Exercise instructions: Reproduce the full listing below unchanged, apart from the pictures.

Data shown:
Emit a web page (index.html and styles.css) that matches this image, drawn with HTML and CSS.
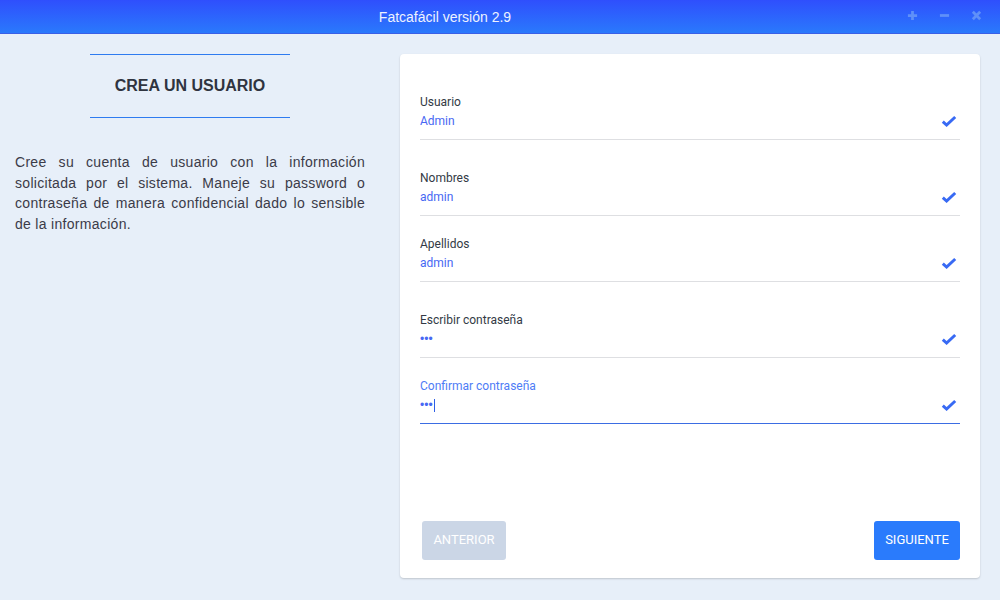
FILE: index.html
```html
<!DOCTYPE html>
<html lang="es">
<head>
<meta charset="utf-8">
<title>Fatcafácil</title>
<link rel="stylesheet" href="styles.css">
</head>
<body>
<header class="titlebar">
  <div class="title">Fatcafácil versión 2.9</div>
  <div class="win-controls">
    <svg class="win-btn" viewBox="0 0 12 12"><path d="M6 1V11M1 6H11"/></svg>
    <svg class="win-btn" viewBox="0 0 12 12"><path d="M1 6H11"/></svg>
    <svg class="win-btn" viewBox="0 0 12 12"><path d="M2 2L10 10M10 2L2 10"/></svg>
  </div>
</header>
<main class="main">
  <section class="intro">
    <div class="intro-head">
      <h1 class="intro-title">CREA UN USUARIO</h1>
    </div>
    <p class="intro-text">Cree su cuenta de usuario con la información solicitada por el sistema. Maneje su password o contraseña de manera confidencial dado lo sensible de la información.</p>
  </section>
  <section class="card">
    <div class="fields">
      <div class="field field-first">
        <div class="field-label">Usuario</div>
        <div class="field-row"><span class="field-value">Admin</span><svg class="check" viewBox="0 0 16 12"><path d="M1.8 6.6L5.6 10L14.2 2"/></svg></div>
      </div>
      <div class="field field-wide">
        <div class="field-label">Nombres</div>
        <div class="field-row"><span class="field-value">admin</span><svg class="check" viewBox="0 0 16 12"><path d="M1.8 6.6L5.6 10L14.2 2"/></svg></div>
      </div>
      <div class="field">
        <div class="field-label">Apellidos</div>
        <div class="field-row"><span class="field-value">admin</span><svg class="check" viewBox="0 0 16 12"><path d="M1.8 6.6L5.6 10L14.2 2"/></svg></div>
      </div>
      <div class="field field-wide">
        <div class="field-label">Escribir contraseña</div>
        <div class="field-row"><span class="field-value dots">•••</span><svg class="check" viewBox="0 0 16 12"><path d="M1.8 6.6L5.6 10L14.2 2"/></svg></div>
      </div>
      <div class="field field-active">
        <div class="field-label">Confirmar contraseña</div>
        <div class="field-row"><span class="field-value dots">•••<span class="caret"></span></span><svg class="check" viewBox="0 0 16 12"><path d="M1.8 6.6L5.6 10L14.2 2"/></svg></div>
      </div>
    </div>
    <div class="actions">
      <button class="btn btn-disabled">ANTERIOR</button>
      <button class="btn btn-primary">SIGUIENTE</button>
    </div>
  </section>
</main>
</body>
</html>
```
FILE: styles.css
```css
* { box-sizing: border-box; }
html, body { margin: 0; padding: 0; }
body {
  width: 1000px;
  height: 600px;
  overflow: hidden;
  background: #e7eff9;
  font-family: "Liberation Sans", Arial, sans-serif;
  display: flex;
  flex-direction: column;
}
.titlebar {
  height: 34px;
  flex: none;
  background: linear-gradient(#2f4ffd, #2a79fc);
  border-bottom: 1px solid #3a5fe6;
  display: flex;
  align-items: center;
  justify-content: center;
  position: relative;
}
.title {
  color: #eef2ff;
  font-size: 14px;
  margin-left: -110px;
}
.win-controls {
  position: absolute;
  right: 18px;
  top: 10px;
  display: flex;
  gap: 21px;
}
.win-btn {
  width: 11px;
  height: 11px;
  stroke: #5f90f8;
  stroke-width: 3;
  fill: none;
}
.main {
  flex: 1;
  display: flex;
  padding: 20px 20px 22px 0;
}
.intro {
  width: 380px;
  flex: none;
  padding: 0 15px;
}
.intro-head {
  width: 200px;
  margin: 0 auto;
  border-top: 1px solid #2e7bf0;
  border-bottom: 1px solid #2e7bf0;
  padding: 22px 0;
}
.intro-title {
  margin: 0;
  text-align: center;
  font-size: 16px;
  line-height: 18px;
  font-weight: bold;
  color: #2f3440;
}
.intro-text {
  margin: 34px 0 0;
  font-size: 14px;
  line-height: 20.5px;
  letter-spacing: 0.3px;
  text-align: justify;
  color: #3b3b48;
}
.card {
  flex: 1;
  margin-left: 20px;
  background: #fff;
  border-radius: 4px;
  box-shadow: 0 1px 2px rgba(0, 0, 0, 0.18);
  display: flex;
  flex-direction: column;
  justify-content: space-between;
  padding: 40px 20px 18px;
}
.field {
  margin-top: 20px;
  border-bottom: 1px solid #dedfe2;
  padding-bottom: 10px;
  font-family: Roboto, "Liberation Sans", sans-serif;
  font-size: 12px;
}
.field-first { margin-top: 0; }
.field-wide { margin-top: 30px; }
.field-label {
  line-height: 16px;
  color: #333a45;
}
.field-row {
  margin-top: 3px;
  height: 16px;
  display: flex;
  align-items: center;
  justify-content: space-between;
}
.field-value {
  color: #4768f3;
  line-height: 16px;
}
.dots {
  font-family: "Liberation Sans", sans-serif;
  font-size: 12px;
  display: flex;
  align-items: center;
}
.caret {
  display: inline-block;
  width: 1px;
  height: 13px;
  background: #2d5fe6;
  margin-left: 1px;
}
.check {
  width: 16px;
  height: 12px;
  margin-right: 3px;
  fill: none;
  stroke: #386af4;
  stroke-width: 3;
}
.field-active { border-bottom-color: #3b6de3; }
.field-active .field-label { color: #4e7cf6; }
.actions {
  display: flex;
  justify-content: space-between;
  padding-left: 2px;
}
.btn {
  height: 39px;
  border: none;
  border-radius: 3px;
  color: #fff;
  font-family: Roboto, "Liberation Sans", sans-serif;
  font-size: 13px;
  font-weight: 400;
  padding: 0 0 2px;
}
.btn-disabled { background: #cbd6e6; width: 84px; }
.btn-primary { background: #2a7bfc; width: 86px; }
```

Solution to the exercise:
Emit a web page (index.html and styles.css) that matches this image, drawn with HTML and CSS.
FILE: index.html
```html
<!DOCTYPE html>
<html lang="es">
<head>
<meta charset="utf-8">
<title>Fatcafácil</title>
<link rel="stylesheet" href="styles.css">
</head>
<body>
<header class="titlebar">
  <div class="title">Fatcafácil versión 2.9</div>
  <div class="win-controls">
    <svg class="win-btn" viewBox="0 0 12 12"><path d="M6 1V11M1 6H11"/></svg>
    <svg class="win-btn" viewBox="0 0 12 12"><path d="M1 6H11"/></svg>
    <svg class="win-btn" viewBox="0 0 12 12"><path d="M2 2L10 10M10 2L2 10"/></svg>
  </div>
</header>
<main class="main">
  <section class="intro">
    <div class="intro-head">
      <h1 class="intro-title">CREA UN USUARIO</h1>
    </div>
    <p class="intro-text">Cree su cuenta de usuario con la información solicitada por el sistema. Maneje su password o contraseña de manera confidencial dado lo sensible de la información.</p>
  </section>
  <section class="card">
    <div class="fields">
      <div class="field field-first">
        <div class="field-label">Usuario</div>
        <div class="field-row"><span class="field-value">Admin</span><svg class="check" viewBox="0 0 16 12"><path d="M1.8 6.6L5.6 10L14.2 2"/></svg></div>
      </div>
      <div class="field field-wide">
        <div class="field-label">Nombres</div>
        <div class="field-row"><span class="field-value">admin</span><svg class="check" viewBox="0 0 16 12"><path d="M1.8 6.6L5.6 10L14.2 2"/></svg></div>
      </div>
      <div class="field">
        <div class="field-label">Apellidos</div>
        <div class="field-row"><span class="field-value">admin</span><svg class="check" viewBox="0 0 16 12"><path d="M1.8 6.6L5.6 10L14.2 2"/></svg></div>
      </div>
      <div class="field field-wide">
        <div class="field-label">Escribir contraseña</div>
        <div class="field-row"><span class="field-value dots">•••</span><svg class="check" viewBox="0 0 16 12"><path d="M1.8 6.6L5.6 10L14.2 2"/></svg></div>
      </div>
      <div class="field field-active">
        <div class="field-label">Confirmar contraseña</div>
        <div class="field-row"><span class="field-value dots">•••<span class="caret"></span></span><svg class="check" viewBox="0 0 16 12"><path d="M1.8 6.6L5.6 10L14.2 2"/></svg></div>
      </div>
    </div>
    <div class="actions">
      <button class="btn btn-disabled">ANTERIOR</button>
      <button class="btn btn-primary">SIGUIENTE</button>
    </div>
  </section>
</main>
</body>
</html>
```
FILE: styles.css
```css
* { box-sizing: border-box; }
html, body { margin: 0; padding: 0; }
body {
  width: 1000px;
  height: 600px;
  overflow: hidden;
  background: #e7eff9;
  font-family: "Liberation Sans", Arial, sans-serif;
  display: flex;
  flex-direction: column;
}
.titlebar {
  height: 34px;
  flex: none;
  background: linear-gradient(#2f4ffd, #2a79fc);
  border-bottom: 1px solid #3a5fe6;
  display: flex;
  align-items: center;
  justify-content: center;
  position: relative;
}
.title {
  color: #eef2ff;
  font-size: 14px;
  margin-left: -110px;
}
.win-controls {
  position: absolute;
  right: 18px;
  top: 10px;
  display: flex;
  gap: 21px;
}
.win-btn {
  width: 11px;
  height: 11px;
  stroke: #5f90f8;
  stroke-width: 3;
  fill: none;
}
.main {
  flex: 1;
  display: flex;
  padding: 20px 20px 22px 0;
}
.intro {
  width: 380px;
  flex: none;
  padding: 0 15px;
}
.intro-head {
  width: 200px;
  margin: 0 auto;
  border-top: 1px solid #2e7bf0;
  border-bottom: 1px solid #2e7bf0;
  padding: 22px 0;
}
.intro-title {
  margin: 0;
  text-align: center;
  font-size: 16px;
  line-height: 18px;
  font-weight: bold;
  color: #2f3440;
}
.intro-text {
  margin: 34px 0 0;
  font-size: 14px;
  line-height: 20.5px;
  letter-spacing: 0.3px;
  text-align: justify;
  color: #3b3b48;
}
.card {
  flex: 1;
  margin-left: 20px;
  background: #fff;
  border-radius: 4px;
  box-shadow: 0 1px 2px rgba(0, 0, 0, 0.18);
  display: flex;
  flex-direction: column;
  justify-content: space-between;
  padding: 40px 20px 18px;
}
.field {
  margin-top: 20px;
  border-bottom: 1px solid #dedfe2;
  padding-bottom: 10px;
  font-family: Roboto, "Liberation Sans", sans-serif;
  font-size: 12px;
}
.field-first { margin-top: 0; }
.field-wide { margin-top: 30px; }
.field-label {
  line-height: 16px;
  color: #333a45;
}
.field-row {
  margin-top: 3px;
  height: 16px;
  display: flex;
  align-items: center;
  justify-content: space-between;
}
.field-value {
  color: #4768f3;
  line-height: 16px;
}
.dots {
  font-family: "Liberation Sans", sans-serif;
  font-size: 12px;
  display: flex;
  align-items: center;
}
.caret {
  display: inline-block;
  width: 1px;
  height: 13px;
  background: #2d5fe6;
  margin-left: 1px;
}
.check {
  width: 16px;
  height: 12px;
  margin-right: 3px;
  fill: none;
  stroke: #386af4;
  stroke-width: 3;
}
.field-active { border-bottom-color: #3b6de3; }
.field-active .field-label { color: #4e7cf6; }
.actions {
  display: flex;
  justify-content: space-between;
  padding-left: 2px;
}
.btn {
  height: 39px;
  border: none;
  border-radius: 3px;
  color: #fff;
  font-family: Roboto, "Liberation Sans", sans-serif;
  font-size: 13px;
  font-weight: 400;
  padding: 0 0 2px;
}
.btn-disabled { background: #cbd6e6; width: 84px; }
.btn-primary { background: #2a7bfc; width: 86px; }
```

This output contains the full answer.